Ces chiffres sont d’autant plus implacables et contre eux que dans le même temps 52% des sondés sont en faveur d’une limitation des mandats. C’est dire le grand crédit dont Blaise COMPAORE jouit auprès des populations et la nécessité qu’il y a de ne pas céder aux menaces et autres intimidations que certains développent pour imposer leurs vues. C’est la raison pour laquelle ils s’opposent obstinément à tout recours à l’arbitrage du peuple souverain et exigent le statuquo.

Dans le même sens, comment ne pas demander qu’on revisite la très mauvaise idée de limitation à 70 ans de l’âge maximum des candidats à l’élection présidentielle ? Une idée à la fois infantiliste et ne correspondant pas aux réalités du landerneau politique. Notre système politique peut-il raisonnablement se passer du capital d’expérience du personnel de cet âge ? On peut en douter.
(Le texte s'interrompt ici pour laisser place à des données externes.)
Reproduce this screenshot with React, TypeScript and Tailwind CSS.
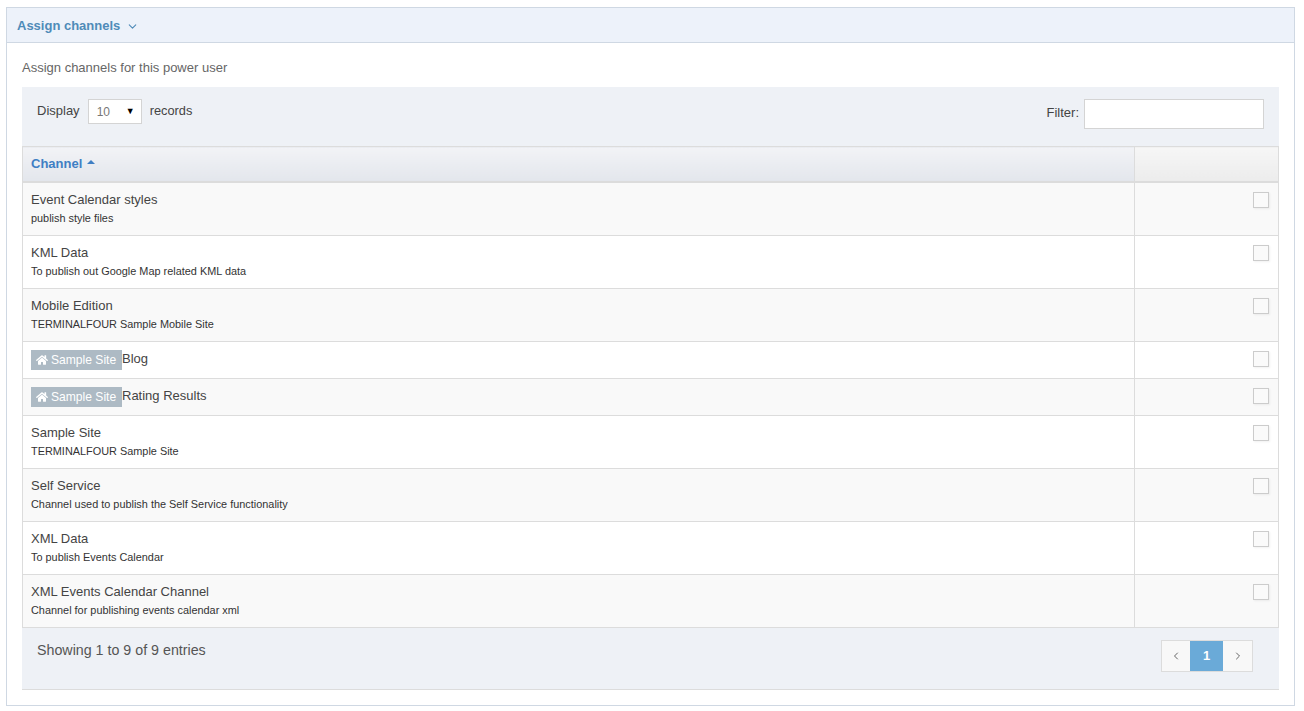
import { FaHome } from 'react-icons/fa';
import { ChevronDown, ChevronLeft, ChevronRight } from 'lucide-react';

interface Channel {
  name: string;
  description?: string;
  site?: boolean;
}

const channels: Channel[] = [
  { name: 'Event Calendar styles', description: 'publish style files' },
  { name: 'KML Data', description: 'To publish out Google Map related KML data' },
  { name: 'Mobile Edition', description: 'TERMINALFOUR Sample Mobile Site' },
  { name: 'Blog', site: true },
  { name: 'Rating Results', site: true },
  { name: 'Sample Site', description: 'TERMINALFOUR Sample Site' },
  { name: 'Self Service', description: 'Channel used to publish the Self Service functionality' },
  { name: 'XML Data', description: 'To publish Events Calendar' },
  { name: 'XML Events Calendar Channel', description: 'Channel for publishing events calendar xml' },
];

export default function App() {
  return (
    <div className="h-[711px] bg-white pt-[7px] px-[6px] font-['Liberation_Sans',Arial,sans-serif] text-[#444]">
      <div className="h-[699px] w-[1289px] border border-[#cfd8e3]">
        <div className="h-[35px] border-b border-[#cfd8e3] bg-[#edf2fa] pl-[10px] pt-[1px] flex items-center text-[13px] font-bold text-[#4f8bb8]">
          Assign channels
          <ChevronDown className="ml-[6px] mt-[1px] text-[#4f8bb8]" size={13} strokeWidth={2} />
        </div>
        <div className="px-[15px] pt-[17px]">
          <p className="text-[13px] leading-[16px] text-[#666] h-[27px]">Assign channels for this power user</p>
          <div className="w-[1257px] bg-[#eef1f6]">
            <div className="h-[59px] flex justify-between pt-[12px] pl-[15px] pr-[15px]">
              <div className="flex items-start text-[13px] text-[#444]">
                <span className="leading-[24px]">Display</span>
                <div className="ml-[8px] w-[54px] h-[25px] border border-[#d4d4d4] bg-white flex items-center justify-between pl-[8px] pr-[6px] text-[12px] text-[#777]">
                  10
                  <span className="text-[9px] text-black">▼</span>
                </div>
                <span className="ml-[8px] leading-[24px] text-[12.8px]">records</span>
              </div>
              <div className="flex items-start text-[13px]">
                <span className="leading-[28px] mr-[5px]">Filter:</span>
                <input className="w-[180px] h-[30px] border border-[#d4d4d4] bg-white" />
              </div>
            </div>
            <table className="w-[1257px] table-fixed border-collapse">
              <thead>
                <tr className="h-[35px]">
                  <th className="border border-[#dcdcdc] border-b-2 bg-gradient-to-b from-[#f2f3f6] to-[#e3e6ec] pl-[8px] text-left text-[13px] font-bold text-[#3f7fc4]">
                    Channel
                    <span className="inline-block ml-[5px] mb-[4px] w-0 h-0 border-x-[4px] border-x-transparent border-b-[4px] border-b-[#3f7fc4]" />
                  </th>
                  <th className="w-[144px] border border-[#dcdcdc] border-b-2 bg-gradient-to-b from-[#f6f6f6] to-[#ececec]" />
                </tr>
              </thead>
              <tbody>
                {channels.map((channel, i) => (
                  <tr key={channel.name} className={i % 2 === 0 ? 'bg-[#f9f9f9]' : 'bg-white'}>
                    <td
                      className={`border border-[#dcdcdc] pl-[8px] align-top ${
                        channel.site ? 'h-[37px] pt-[8px]' : i === 0 ? 'h-[54px] pt-[9px]' : 'h-[53px] pt-[9px]'
                      }`}
                    >
                      <div className="flex items-start text-[13px] leading-[16px] text-[#444]">
                        {channel.site && (
                          <span className="flex items-center h-[20px] w-[91px] bg-[#adbac4] pl-[5px] text-[12.1px] text-white">
                            <FaHome className="mr-[3px] text-[12px]" />
                            Sample Site
                          </span>
                        )}
                        <span className={channel.site ? 'pt-[1px]' : ''}>{channel.name}</span>
                      </div>
                      {channel.description && (
                        <div className="mt-[3px] text-[10.9px] leading-[14px] text-[#333]">{channel.description}</div>
                      )}
                    </td>
                    <td className="border border-[#dcdcdc] align-top pt-[9px] pr-[9px]">
                      <div className="ml-auto w-[16px] h-[16px] border border-[#ccc] bg-[#fafafa] shadow-[1px_1px_2px_rgba(0,0,0,0.06)]" />
                    </td>
                  </tr>
                ))}
              </tbody>
            </table>
            <div className="h-[62px] border-b border-[#dcdcdc] flex justify-between pl-[15px] pr-[26px] pt-[12px]">
              <div className="text-[14.25px] leading-[20px] text-[#555]">Showing 1 to 9 of 9 entries</div>
              <div className="flex h-[32px] border border-[#dcdcdc] text-[13px]">
                <div className="w-[28px] bg-[#f8f8f8] flex items-center justify-center text-[#666]">
                  <ChevronLeft size={12} strokeWidth={2} />
                </div>
                <div className="w-[33px] bg-[#6aaad8] flex items-center justify-center font-bold text-white">1</div>
                <div className="w-[29px] bg-[#f8f8f8] flex items-center justify-center text-[#666]">
                  <ChevronRight size={12} strokeWidth={2} />
                </div>
              </div>
            </div>
          </div>
        </div>
      </div>
    </div>
  );
}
En attendant les conclusions des Assises nationales, il faudra intégrer toutes ces données dans notre quête d’enracinement définitif de la démocratie au Burkina Faso. Pour cela, ayons à l’esprit que le consensus sur lequel reposent les travaux suppose des concessions mutuelles pour permettre d’asseoir un système cohérent et viable. Les participants à ces assises ont donc une mission historique qui doit les pousser à aller plus loin que les instances passées pour imaginer éventuellement des solutions et des alternatives nouvelles pour les sujets sur lesquels il n’y a pas d’accord pour le moment.